STORED RECORDS:
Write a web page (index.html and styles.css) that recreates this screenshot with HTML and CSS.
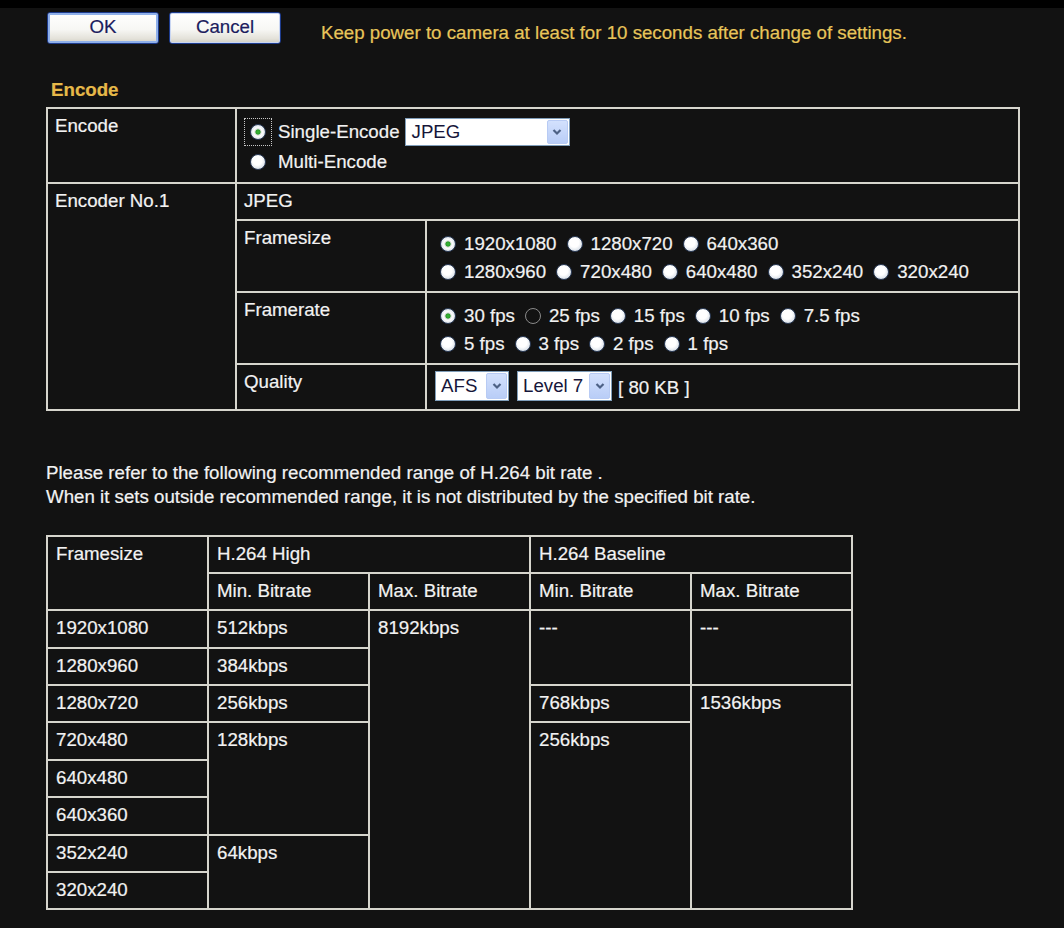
FILE: index.html
```html
<!DOCTYPE html>
<html lang="en">
<head>
<meta charset="utf-8">
<title>Encode settings</title>
<link rel="stylesheet" href="styles.css">
</head>
<body>
<div class="topbar"></div>
<div class="page">
  <div class="actions">
    <button class="btn btn-default">OK</button>
    <button class="btn">Cancel</button>
    <span class="notice">Keep power to camera at least for 10 seconds after change of settings.</span>
  </div>

  <h2 class="section-title">Encode</h2>

  <table class="grid settings">
    <colgroup><col class="c1"><col class="c2"><col class="c3"></colgroup>
    <tr class="r-encode">
      <td>Encode</td>
      <td colspan="2" class="encode-cell">
        <div class="enc-line">
          <span class="slot focus"><span class="radio checked"></span></span>
          <span class="enc-text">Single-Encode</span>
          <span class="select sel-jpeg"><span class="select-value">JPEG</span><span class="select-btn"><svg viewBox="0 0 12 12" width="12" height="12"><path d="M2.5 4 L6 7.5 L9.5 4" fill="none" stroke="#4d6185" stroke-width="2.2"/></svg></span></span>
        </div>
        <div class="enc-line">
          <span class="slot"><span class="radio"></span></span>
          <span class="enc-text">Multi-Encode</span>
        </div>
      </td>
    </tr>
    <tr class="r-jpeg">
      <td rowspan="4">Encoder No.1</td>
      <td colspan="2">JPEG</td>
    </tr>
    <tr class="r-opts">
      <td>Framesize</td>
      <td class="opt-cell">
        <div class="opt-line">
          <span class="opt"><span class="radio checked"></span>1920x1080</span>
          <span class="opt"><span class="radio"></span>1280x720</span>
          <span class="opt"><span class="radio"></span>640x360</span>
        </div>
        <div class="opt-line">
          <span class="opt"><span class="radio"></span>1280x960</span>
          <span class="opt"><span class="radio"></span>720x480</span>
          <span class="opt"><span class="radio"></span>640x480</span>
          <span class="opt"><span class="radio"></span>352x240</span>
          <span class="opt"><span class="radio"></span>320x240</span>
        </div>
      </td>
    </tr>
    <tr class="r-opts">
      <td>Framerate</td>
      <td class="opt-cell">
        <div class="opt-line">
          <span class="opt"><span class="radio checked"></span>30 fps</span>
          <span class="opt"><span class="radio empty"></span>25 fps</span>
          <span class="opt"><span class="radio"></span>15 fps</span>
          <span class="opt"><span class="radio"></span>10 fps</span>
          <span class="opt"><span class="radio"></span>7.5 fps</span>
        </div>
        <div class="opt-line">
          <span class="opt"><span class="radio"></span>5 fps</span>
          <span class="opt"><span class="radio"></span>3 fps</span>
          <span class="opt"><span class="radio"></span>2 fps</span>
          <span class="opt"><span class="radio"></span>1 fps</span>
        </div>
      </td>
    </tr>
    <tr class="r-quality">
      <td>Quality</td>
      <td class="quality-cell">
        <div class="q-line">
          <span class="select sel-afs"><span class="select-value">AFS</span><span class="select-btn"><svg viewBox="0 0 12 12" width="12" height="12"><path d="M2.5 4 L6 7.5 L9.5 4" fill="none" stroke="#4d6185" stroke-width="2.2"/></svg></span></span>
          <span class="select sel-level"><span class="select-value">Level 7</span><span class="select-btn"><svg viewBox="0 0 12 12" width="12" height="12"><path d="M2.5 4 L6 7.5 L9.5 4" fill="none" stroke="#4d6185" stroke-width="2.2"/></svg></span></span>
          <span class="q-size">[ 80 KB ]</span>
        </div>
      </td>
    </tr>
  </table>

  <p class="note">Please refer to the following recommended range of H.264 bit rate .<br>When it sets outside recommended range, it is not distributed by the specified bit rate.</p>

  <table class="grid bitrate">
    <colgroup><col><col><col><col><col></colgroup>
    <tr>
      <td rowspan="2">Framesize</td>
      <td colspan="2">H.264 High</td>
      <td colspan="2">H.264 Baseline</td>
    </tr>
    <tr>
      <td>Min. Bitrate</td>
      <td>Max. Bitrate</td>
      <td>Min. Bitrate</td>
      <td>Max. Bitrate</td>
    </tr>
    <tr>
      <td>1920x1080</td>
      <td>512kbps</td>
      <td rowspan="8">8192kbps</td>
      <td rowspan="2">---</td>
      <td rowspan="2">---</td>
    </tr>
    <tr>
      <td>1280x960</td>
      <td>384kbps</td>
    </tr>
    <tr>
      <td>1280x720</td>
      <td>256kbps</td>
      <td>768kbps</td>
      <td rowspan="6">1536kbps</td>
    </tr>
    <tr>
      <td>720x480</td>
      <td rowspan="3">128kbps</td>
      <td rowspan="5">256kbps</td>
    </tr>
    <tr>
      <td>640x480</td>
    </tr>
    <tr>
      <td>640x360</td>
    </tr>
    <tr>
      <td>352x240</td>
      <td rowspan="2">64kbps</td>
    </tr>
    <tr>
      <td>320x240</td>
    </tr>
  </table>
</div>
</body>
</html>
```

FILE: styles.css
```css
html, body {
  margin: 0;
  padding: 0;
  background: #121212;
}

body {
  font-family: "Liberation Sans", Arial, sans-serif;
  font-size: 18.7px;
  color: #f2f2f2;
  -webkit-text-stroke: 0.2px currentColor;
}

.topbar {
  height: 8px;
  background: #000;
}

.page {
  padding: 4px 0 0 46px;
}

/* action bar */
.actions {
  display: flex;
  align-items: flex-start;
}

.btn {
  box-sizing: border-box;
  width: 112px;
  height: 32px;
  margin: 0 9px 0 1px;
  padding: 0 0 3px;
  border: 1px solid #1e3c8e;
  border-radius: 3px;
  background: linear-gradient(#ffffff 0%, #f7f7f4 55%, #e4e2da 85%, #d2cfc4 100%);
  box-shadow: inset 0 0 0 1px #c9d6f2;
  font-family: "Liberation Sans", Arial, sans-serif;
  font-size: 18.7px;
  color: #1c1c5e;
  -webkit-text-stroke: 0.2px currentColor;
}

.btn-default {
  box-shadow: inset 0 0 0 2px #8fb0ea;
}

.notice {
  margin: 10px 0 0 31px;
  color: #e8c55a;
}

.section-title {
  margin: 35px 0 6px 5px;
  font-size: 18.7px;
  font-weight: bold;
  color: #e6b949;
  line-height: 21.5px;
}

/* tables */
.grid {
  border-collapse: collapse;
  table-layout: fixed;
}

.grid td {
  border: 2px solid #d6d5cd;
  padding: 6px 7px;
  vertical-align: top;
  line-height: 21.5px;
}

.settings {
  width: 972px;
}

.settings .c1 { width: 189px; }
.settings .c2 { width: 190px; }
.settings .c3 { width: 593px; }

.r-encode { height: 75px; }
.r-jpeg { height: 37px; }
.r-opts { height: 72px; }
.r-quality { height: 46px; }

.grid td.encode-cell {
  padding-top: 8px;
  padding-bottom: 0;
}

.enc-line {
  display: flex;
  align-items: center;
  height: 30px;
}

.slot {
  box-sizing: border-box;
  width: 28px;
  height: 28px;
  display: flex;
  align-items: center;
  justify-content: center;
  border: 1px dotted transparent;
}

.slot.focus {
  border-color: #c8c8c8;
}

.enc-text {
  margin-left: 6px;
}

/* radios */
.radio {
  box-sizing: border-box;
  display: inline-block;
  flex: none;
  width: 16px;
  height: 16px;
  border-radius: 50%;
  border: 1px solid #24344f;
  background: radial-gradient(circle at 45% 40%, #ffffff 0%, #ffffff 40%, #e4e9ef 65%, #b3bfcf 100%);
}

.radio.checked {
  background: radial-gradient(circle at 50% 50%, #39b839 0%, #2b9d2b 22%, #cfd8d0 30%, #ffffff 42%, #e4e9ef 65%, #b3bfcf 100%);
}

.radio.empty {
  border: 1px solid #8a8a8a;
  background: transparent;
}

.grid td.opt-cell {
  padding-top: 9px;
  padding-bottom: 0;
  padding-left: 13px;
}

.opt-line {
  display: flex;
  align-items: center;
  height: 28.3px;
}

.opt {
  display: inline-flex;
  align-items: center;
  margin-right: 10px;
}

.opt .radio {
  margin-right: 8px;
}

/* select boxes */
.select {
  box-sizing: border-box;
  display: inline-flex;
  flex: none;
  align-items: stretch;
  height: 28px;
  border: 1px solid #7f9db9;
  background: #fff;
  color: #16163a;
  -webkit-text-stroke: 0;
}

.select-value {
  flex: 1;
  padding-left: 6px;
  line-height: 26px;
}

.select-btn {
  box-sizing: border-box;
  width: 21px;
  margin: 1px;
  display: flex;
  align-items: center;
  justify-content: center;
  border: 1px solid #b8cbf4;
  border-radius: 2px;
  background: linear-gradient(#d3e1fd, #b9cdf7);
}

.sel-jpeg {
  width: 165px;
  margin-left: 5px;
}

.grid td.quality-cell {
  padding-top: 6px;
  padding-bottom: 0;
  padding-left: 8px;
}

.q-line {
  display: flex;
  align-items: center;
  height: 30px;
}

.sel-afs {
  width: 74px;
  height: 30px;
  margin-right: 8px;
}

.sel-level {
  width: 95px;
  height: 30px;
  margin-right: 6px;
}

.sel-afs .select-value,
.sel-level .select-value {
  line-height: 28px;
  padding-left: 5px;
}

.q-size {
  padding-top: 4px;
}

.note {
  margin: 50px 0 26px;
  line-height: 24px;
}

.bitrate {
  width: 805px;
}

.bitrate col { width: 161px; }

.bitrate tr { height: 37.4px; }

.bitrate td {
  padding: 6px 8px;
}
```
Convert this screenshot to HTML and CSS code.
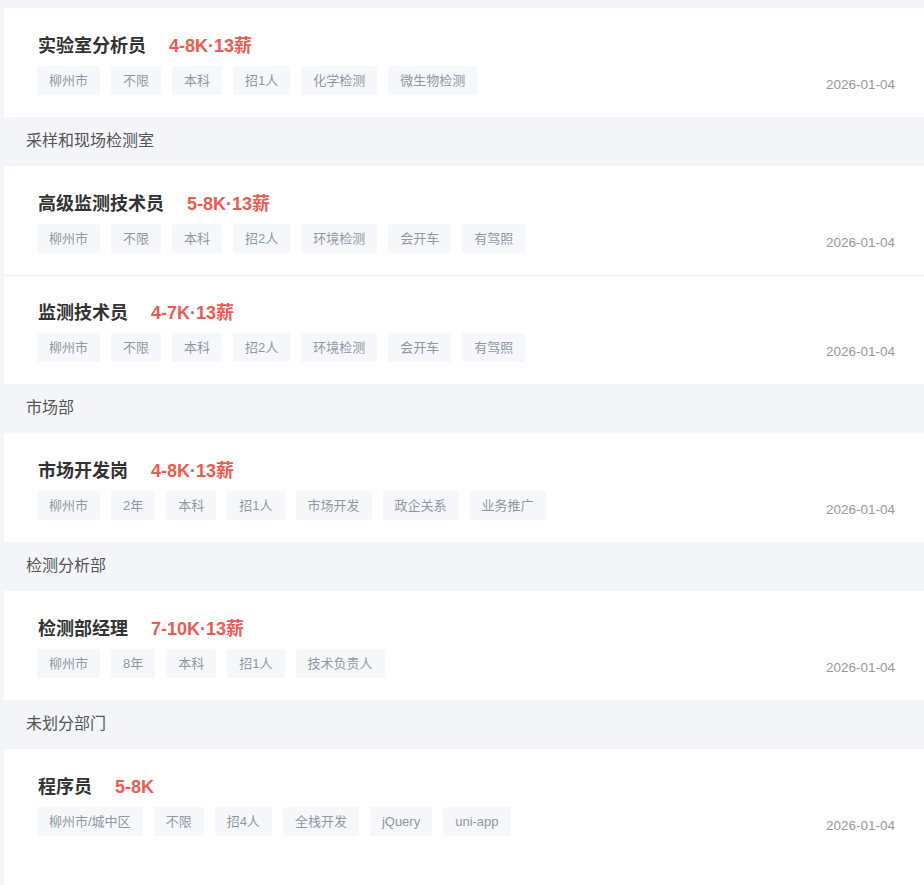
FILE: index.html
```html
<!DOCTYPE html>
<html lang="zh-CN">
<head>
<meta charset="utf-8">
<title>职位列表</title>
<link rel="stylesheet" href="styles.css">
</head>
<body>
<div class="page">
  <div class="card">
    <div class="main">
      <div class="head"><span class="title">实验室分析员</span><span class="salary">4-8K·13薪</span></div>
      <div class="tags"><span class="tag">柳州市</span><span class="tag">不限</span><span class="tag">本科</span><span class="tag">招1人</span><span class="tag">化学检测</span><span class="tag">微生物检测</span></div>
    </div>
    <div class="date">2026-01-04</div>
  </div>

  <div class="section">采样和现场检测室</div>
  <div class="card">
    <div class="main">
      <div class="head"><span class="title">高级监测技术员</span><span class="salary">5-8K·13薪</span></div>
      <div class="tags"><span class="tag">柳州市</span><span class="tag">不限</span><span class="tag">本科</span><span class="tag">招2人</span><span class="tag">环境检测</span><span class="tag">会开车</span><span class="tag">有驾照</span></div>
    </div>
    <div class="date">2026-01-04</div>
  </div>
  <div class="card">
    <div class="main">
      <div class="head"><span class="title">监测技术员</span><span class="salary">4-7K·13薪</span></div>
      <div class="tags"><span class="tag">柳州市</span><span class="tag">不限</span><span class="tag">本科</span><span class="tag">招2人</span><span class="tag">环境检测</span><span class="tag">会开车</span><span class="tag">有驾照</span></div>
    </div>
    <div class="date">2026-01-04</div>
  </div>

  <div class="section">市场部</div>
  <div class="card">
    <div class="main">
      <div class="head"><span class="title">市场开发岗</span><span class="salary">4-8K·13薪</span></div>
      <div class="tags"><span class="tag">柳州市</span><span class="tag">2年</span><span class="tag">本科</span><span class="tag">招1人</span><span class="tag">市场开发</span><span class="tag">政企关系</span><span class="tag">业务推广</span></div>
    </div>
    <div class="date">2026-01-04</div>
  </div>

  <div class="section">检测分析部</div>
  <div class="card">
    <div class="main">
      <div class="head"><span class="title">检测部经理</span><span class="salary">7-10K·13薪</span></div>
      <div class="tags"><span class="tag">柳州市</span><span class="tag">8年</span><span class="tag">本科</span><span class="tag">招1人</span><span class="tag">技术负责人</span></div>
    </div>
    <div class="date">2026-01-04</div>
  </div>

  <div class="section">未划分部门</div>
  <div class="card last">
    <div class="main">
      <div class="head"><span class="title">程序员</span><span class="salary">5-8K</span></div>
      <div class="tags"><span class="tag">柳州市/城中区</span><span class="tag">不限</span><span class="tag">招4人</span><span class="tag">全栈开发</span><span class="tag">jQuery</span><span class="tag">uni-app</span></div>
    </div>
    <div class="date">2026-01-04</div>
  </div>
</div>
</body>
</html>
```

FILE: styles.css
```css
html, body {
  margin: 0;
  padding: 0;
  background: #f3f5f8;
  font-family: "Liberation Sans", "Noto Sans CJK SC", sans-serif;
}

.page {
  padding-top: 8px;
}

.card {
  margin-left: 4px;
  background: #ffffff;
  display: flex;
  justify-content: space-between;
  padding: 25px 29px 22px 33px;
}

.card + .card {
  border-top: 1px solid #eeeeee;
  padding-top: 24px;
}

.card.last {
  padding-bottom: 50px;
}

.main {
  display: flex;
  flex-direction: column;
  gap: 7px;
}

.head {
  display: flex;
  align-items: center;
  gap: 23px;
  height: 26px;
  padding-left: 1px;
}

.title {
  font-size: 18px;
  line-height: 26px;
  font-weight: 700;
  color: #333333;
}

.salary {
  font-size: 18px;
  line-height: 26px;
  font-weight: 700;
  color: #ef5a50;
}

.tags {
  display: flex;
  gap: 11px;
}

.tag {
  height: 29px;
  line-height: 29px;
  padding: 0 12px;
  font-size: 13px;
  color: #8f97a3;
  background: #f5f7fa;
  border-radius: 2px;
}

.date {
  align-self: flex-end;
  font-size: 13.5px;
  line-height: 18px;
  color: #999999;
  margin-bottom: 1px;
}

.section {
  height: 49px;
  line-height: 48px;
  padding-left: 26px;
  font-size: 16px;
  color: #555555;
}
```
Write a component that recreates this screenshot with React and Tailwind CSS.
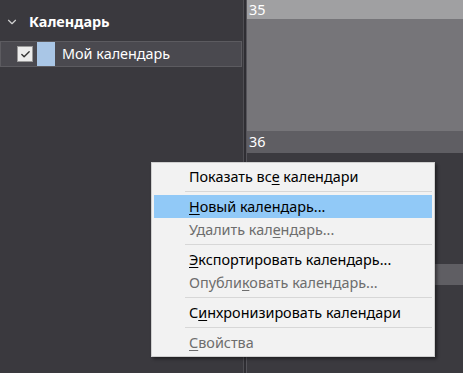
import { ChevronDown, Check } from 'lucide-react';

const menuItems = [
  { type: 'item', pre: 'Показать вс', key: 'е', post: ' календари' },
  { type: 'sep' },
  { type: 'item', pre: '', key: 'Н', post: 'овый календарь...', active: true },
  { type: 'item', pre: 'Удалить кал', key: 'е', post: 'ндарь...', disabled: true },
  { type: 'sep' },
  { type: 'item', pre: '', key: 'Э', post: 'кспортировать календарь...' },
  { type: 'item', pre: 'Опубли', key: 'к', post: 'овать календарь...', disabled: true },
  { type: 'sep' },
  { type: 'item', pre: 'С', key: 'и', post: 'нхронизировать календари' },
  { type: 'sep' },
  { type: 'item', pre: '', key: 'С', post: 'войства', disabled: true },
];

function ContextMenu() {
  return (
    <div className="absolute left-[151px] top-[162px] w-[284px] bg-[#f2f2f2] border border-[#cfcfcf] p-[2px] shadow-[2px_2px_3px_rgba(0,0,0,0.45)]">
      {menuItems.map((it, i) =>
        it.type === 'sep' ? (
          <div key={i} className="h-[7px] flex items-center pl-[31px]">
            <div className="h-px w-full bg-[#d7d7d7]" />
          </div>
        ) : (
          <div
            key={i}
            className={`h-[23px] flex items-center pl-[35px] text-[14.4px] ${
              it.active ? 'bg-[#91c9f7]' : ''
            } ${it.disabled ? 'text-[#6d6d6d]' : 'text-[#000]'}`}
          >
            <span className="whitespace-pre">
              {it.pre}
              <span className="underline underline-offset-2">{it.key}</span>
              {it.post}
            </span>
          </div>
        )
      )}
    </div>
  );
}

export default function App() {
  return (
    <div
      className="relative w-[463px] h-[373px] overflow-hidden flex bg-[#3a393e]"
      style={{ fontFamily: '"Noto Sans", "Open Sans", sans-serif' }}
    >
      {/* sidebar */}
      <div className="w-[243px] shrink-0 flex flex-col bg-[#3a393e]">
        <div className="h-[41px] flex items-center gap-[10px] pl-[5px] pt-[2px]">
          <ChevronDown size={14} strokeWidth={2} className="text-[#d0d0d0]" />
          <span className="text-white font-bold text-[14.4px]">Календарь</span>
        </div>
        <div className="h-[26px] w-[242px] flex items-center bg-[#4a494f] border border-[#5c5b60]">
          <div className="ml-[16px] w-[16px] h-[16px] bg-[#ececec] border border-[#9a9a9a] flex items-center justify-center">
            <Check size={11} strokeWidth={3} className="text-[#333]" />
          </div>
          <div className="ml-[4px] w-[18px] h-[24px] bg-[#a9c6e6]" />
          <span className="ml-[7px] text-white text-[14.4px]">Мой календарь</span>
        </div>
      </div>

      {/* divider */}
      <div className="w-px shrink-0 bg-[#4f4e53]" />
      <div className="w-[2px] shrink-0 bg-[#2f2e33]" />
      <div className="w-px shrink-0 bg-[#55545a]" />

      {/* calendar */}
      <div className="flex-1 flex flex-col">
        <div className="h-[19px] bg-[#a0a0a2] text-white text-[14.4px] pl-[2px] leading-[19px]">35</div>
        <div className="h-[112px] bg-[#767579]" />
        <div className="h-[22px] bg-[#5f5e63] text-white text-[14.4px] pl-[2px] leading-[22px]">36</div>
        <div className="h-[111px] bg-[#3b3a3f]" />
        <div className="h-[21px] bg-[#5f5e63]" />
        <div className="flex-1 bg-[#3b3a3f]" />
      </div>

      <ContextMenu />
    </div>
  );
}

WORK TO COMPLETE: Determine how many lines of the data contain the word "screenshot", and reply with that number only.

EXERCISE SOLUTION: 3